# Need serious help with engagement



## Tulip (Jul 31, 2012)

I have a 4 yr old WL, intact, male GSD. I should have worked on engagement with him more when he was younger, and I'm kicking myself every day for it :/. Anyways, I can't seem to find anything that can get/keep his attention. I've tried using high-value treats (bits of raw duck, bits of leftover meatloaf, etc.) like shown in this video: 



, as well as using the same method but with a tug toy instead. A few days ago we tried out the first method (using bits of raw duck) and it seemed to work fairly well. He started to check in with me a little more often, and after a while, would chase me and wait for a treat after I stopped whenever I ran away from him/encouraged him to follow me. The next session, I used bits of leftover meatloaf and did the same thing, except this time I put away the meatloaf and brought out the tug toy about halfway through the session. He would follow me and play tug with me every time I ran away from him/encouraged him to follow me. Today, I tried using just the tug since I didn't feel like getting my hands all gross from the leftover meatloaf. He wanted nothing to do with me. All he cared about was the bugs. I swear, if I could train and leash a fly, I would never have a problem getting his attention! Lol :laugh2: It's just odd because treats don't motivate him all that much, yet it seems like I need to start with them in order to get him interested in the tug toy? Today whenever I tried running away from him and trying to get him to grab the tug toy, he would just follow me, take one snap at the tug toy (most of the time not even getting a hold on it), and then run away from me and chase bugs. Does anyone have any other ideas for trying to engage him with me and getting his attention??


----------



## Findlay (Jan 8, 2015)

Hi Tulip. Have you tried engaging him with a ball? 
From the start Finn had no interest in toys including tugs and balls. 
When he was 4 months old his trainer evaluated him before beginning basic obedience class. During the evaluation he found that Finn lacked ball/play drive and told me to make every effort to increase his drive for playing with a ball. 

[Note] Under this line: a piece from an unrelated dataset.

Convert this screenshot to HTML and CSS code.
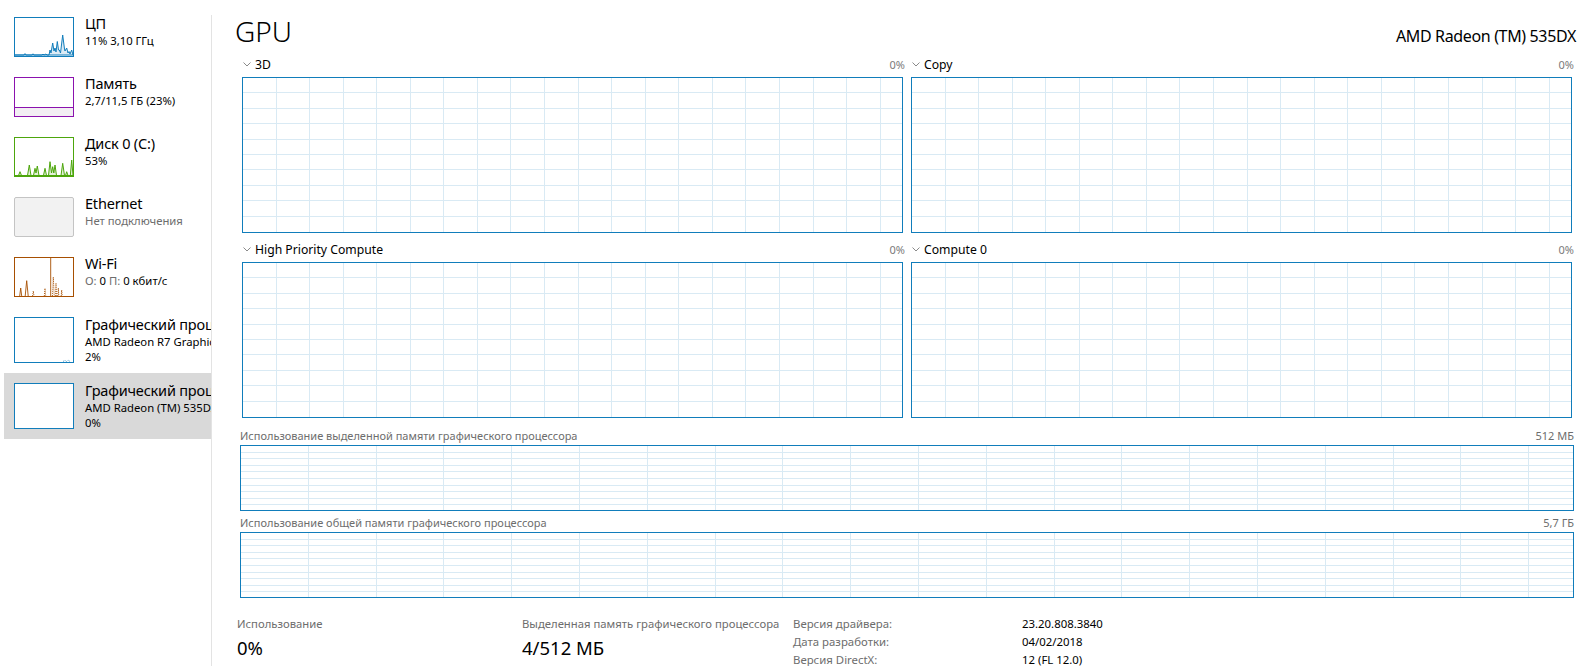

Apparently ball drive is important in encouraging engagement and helpful throughout the training process. 
And I can say without doubt it worked for us. 

I ended up buying the Large size Kong balls that squeak. (Buy at Target or Amazon) And he loved playing with them.
I started playing ball with him in a long hallway in my house. Short sessions so he didn't get bored. 

Then we played 2 ball fetch. It's a game I heard about on this forum. 

He learned to love playing with the Kong balls. He is completely focused while playing. 
It was during the game of fetch that I taught him the commands Bring it, Drop it, Leave it, Down, Stay...
I always do Finn's training and playing on a long line, that way I can re-engage him if decides to sniff around in the grass or gets distracted by another dog etc. 
As soon as he re-focuses on me, I reward him by throwing him the ball.
Finn is rewarded with praise and a ball. He gets food treats but not during training/playing.
His play time is also his traning time. And he loves it. 

It sounds as though your dog lacks ball/play drive. 

Another way to engage your dog is to act and talk really goofy when you call him or want him to look at you. As soon as he looks at you reward him with an exaggerated praise or toss him something that he really loves. 

These are the things Finn's trainer teaches owners to engage their dogs.


----------



## Rosebud (Sep 16, 2016)

Hi, Since you think that maybe harnessing a fly might work, you might want to consider a flirt pole with a small toy on the end. It might get his attention long enough to be able to begin being more engaged. Just as long as he doesn't have any joint problems, mine gets a little crazy with the flirt pole.


----------



## jaudlee (Mar 28, 2013)

I have the same issue as you do with my 4 y.o. male. I have been slowly trying to build his ball drive, but any distraction puts that to a halt. I have him successfully fetch the ball and return it for a reward and then I put the ball away while he is still very interested in hopes that next time it comes out he will have something click inside of him to want to play! I started this process daily about 2 weeks ago and have seen a slight improvement. will be following! good luck


----------



## TwoBigEars (May 11, 2013)

Just remember...










Engagement will take time! Yes it will be harder after four years without it, but you can do it. Just recognize that it's going to take more than two sessions, or two weeks, or two months, etc.

First consider the environment. Are you trying this at home or out at a park somewhere? Starting at home is usually easier because the environment is already familiar. As your dog gets better at home, then start taking it on the road. But again try not to increase the environmental challenges too suddenly. Start with a park at a quiet time before trying a busy time.

The leash. I admit I didn't watch the whole video so I don't know if this was discussed, but the leash in that video is too long for just starting out. I'd start with a regular six foot leash to limit how much space the dog has to roam. Limiting the dog's space increases the chances that he'll check in with you, because that six foot radius becomes boring much faster than a 10' or 20' radius.

Two things that also help a lot with engagement: rewarding instead of bribing, and using a verbal release cue to end the engagement. Make sure you're rewarding (mark and then feed/show the toy) instead of bribing (showing the food/toy to entice the dog to you). It's a fine difference to us, huge difference to the dog and bribing is often the first thing that makes engagement fail. Then, when the dog is focused on you, use a verbal release cue (such as "all done", "that'll do", "go sniff", etc) to release the dog back to the environment. Keep the duration of engagement very short at first, to build on the dog's ability to be successful and stay engaged until released. Yes there will be times your dog checks out without the release, but over time that should decrease.

To be honest, I wouldn't worry too much about ball drive. Some trainers get fixated on it (especially in our GSD world) but it's not really necessary. For engagement you have to use what the dog already finds reinforcing, and if the ball isn't reinforcing then you have to work on that separately, and it's up to you if that is worth it or not.

For a free resource, Denise Fenzi has written a lot of blog posts about engagement: https://denisefenzi.com/?s=engagement

For paid resources, I really like the stuff by Forrest Micke and Michael Ellis, which you can find on Leerburg.


----------